Le ministre démissionnaire et candidat aux municipales à Lyon, qui avait indiqué dans un premier temps vouloir rester à son poste jusqu’au printemps avant de finalement présenter sa démission par deux fois en début de semaine, a confié “quitter à regret” ce “très grand ministère”. “J’ai beaucoup aimé travailler avec l’ensemble des agents de ce ministère”, a-t-il dit, aux côtés d’un Edouard Philippe au visage fermé.
“Lorsque je suis arrivé, les choses n’étaient pas forcément faciles et on avait connu quelque temps avant une révolte de la police. Je crois qu’aujourd’hui je quitte à la fois un ministère apaisé et un ministère qui a su impulser un certain nombre de réformes mais il en reste bien d’autres à pouvoir réaliser”, s’est-il félicité.

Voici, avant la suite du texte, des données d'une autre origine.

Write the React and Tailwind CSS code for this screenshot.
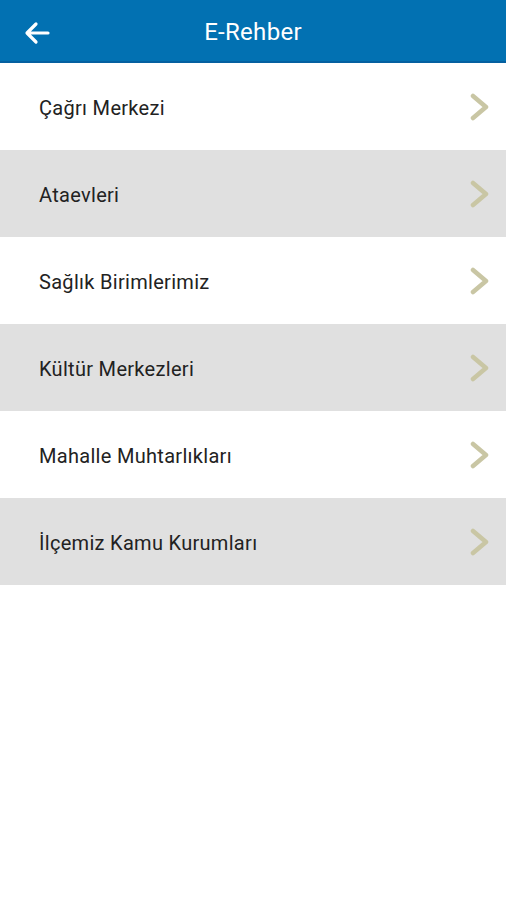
const items = [
  'Çağrı Merkezi',
  'Ataevleri',
  'Sağlık Birimlerimiz',
  'Kültür Merkezleri',
  'Mahalle Muhtarlıkları',
  'İlçemiz Kamu Kurumları',
];

function Chevron() {
  return (
    <svg width="22" height="28" viewBox="0 0 22 28" fill="none">
      <path d="M4 3 L17 14 L4 25" stroke="#c9c6a4" strokeWidth="4.5" strokeLinecap="round" strokeLinejoin="round" />
    </svg>
  );
}

export default function App() {
  return (
    <div className="min-h-[900px] bg-white font-['Roboto',sans-serif]">
      <header className="h-[63px] bg-[#0271b2] border-b-2 border-[#0560a0] relative flex items-center justify-center">
        <button className="absolute left-[22px] top-[19px] text-white">
          <svg width="30" height="28" viewBox="0 0 30 28" fill="none">
            <path d="M26 14 H6 M14 5 L5 14 L14 23" stroke="white" strokeWidth="3.2" strokeLinecap="round" strokeLinejoin="round" />
          </svg>
        </button>
        <h1 className="text-white text-[24px] font-normal pt-[3px] tracking-[0.3px]">E-Rehber</h1>
      </header>
      <ul>
        {items.map((name, i) => (
          <li
            key={name}
            className={`h-[87px] flex items-center justify-between pl-[39px] pr-[15px] ${i % 2 === 1 ? 'bg-[#e0e0e0]' : 'bg-white'}`}
          >
            <span className="text-[20px] tracking-[0.3px] text-[#222222] pt-[2px]">{name}</span>
            <Chevron />
          </li>
        ))}
      </ul>
    </div>
  );
}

Il a mis à son actif la loi asile et immigration, celle sur la lutte contre le terrorisme ou la mise sur pied de la police de sécurité du quotidien en saluant également la hausse du budget de son ministère et le recrutement de nouveaux policiers depuis son entrée au gouvernement. Mais il avait aussi un “un message à faire passer” à son successeur, à qui il a dressé un tableau sombre de certains quartiers, particulièrement à la périphérie de Marseille et Toulouse ainsi qu’en banlieue parisienne.
“La situation est très dégradée et le terme de reconquête républicaine prend dans ces quartiers tout son sens”, a-t-il déclaré. “Aujourd’hui, c’est plutôt la loi du plus fort qui s’impose, des narcotrafiquants, des islamistes radicaux, qui a pris la place de la République.” Dans une brève prise de parole, Edouard Philippe a de son côté “remercié” Gérard Collomb “des seize mois de travail” à la “tête d’un ministère exigeant avec des missions délicates et essentielles”.

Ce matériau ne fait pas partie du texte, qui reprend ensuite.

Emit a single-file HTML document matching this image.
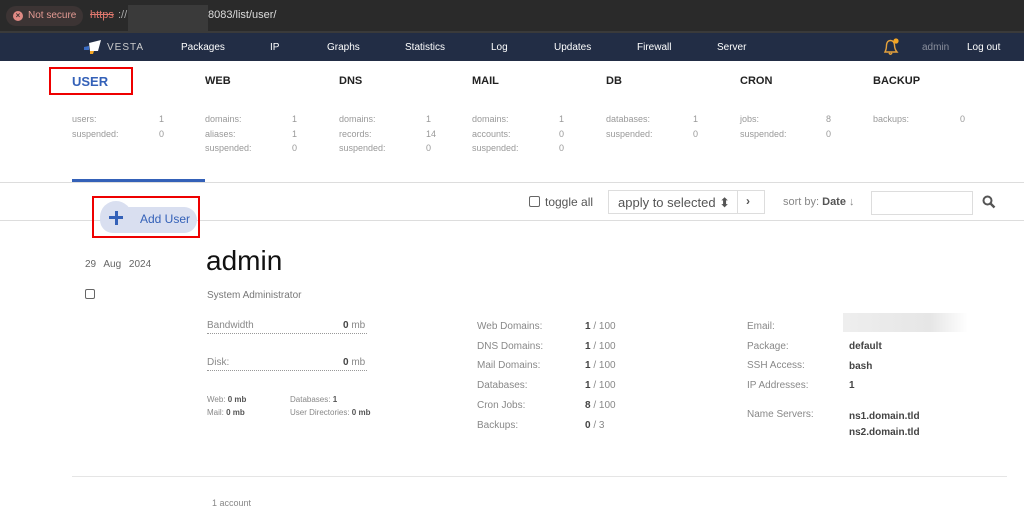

“Pendant ces seize mois, j’ai pu apprécier la très grande culture qui est la vôtre, le caractère direct de l’expression”, a dit le Premier ministre, dans une allusion aux prises de parole et de positions du locataire de Beauvau, contre les 80km/h ou plus récemment contre le “manque d’humilité” à la tête de l’Etat. “J’ai pour ma part aimé travailler avec vous”, a-t-il ajouté. “Pour tout ce que vous avez fait ici, soyez remercié. Le Premier ministre ayant vocation à aller partout sur le territoire national, il pourra arriver qu’il se rende à Lyon et il en sera particulièrement heureux”.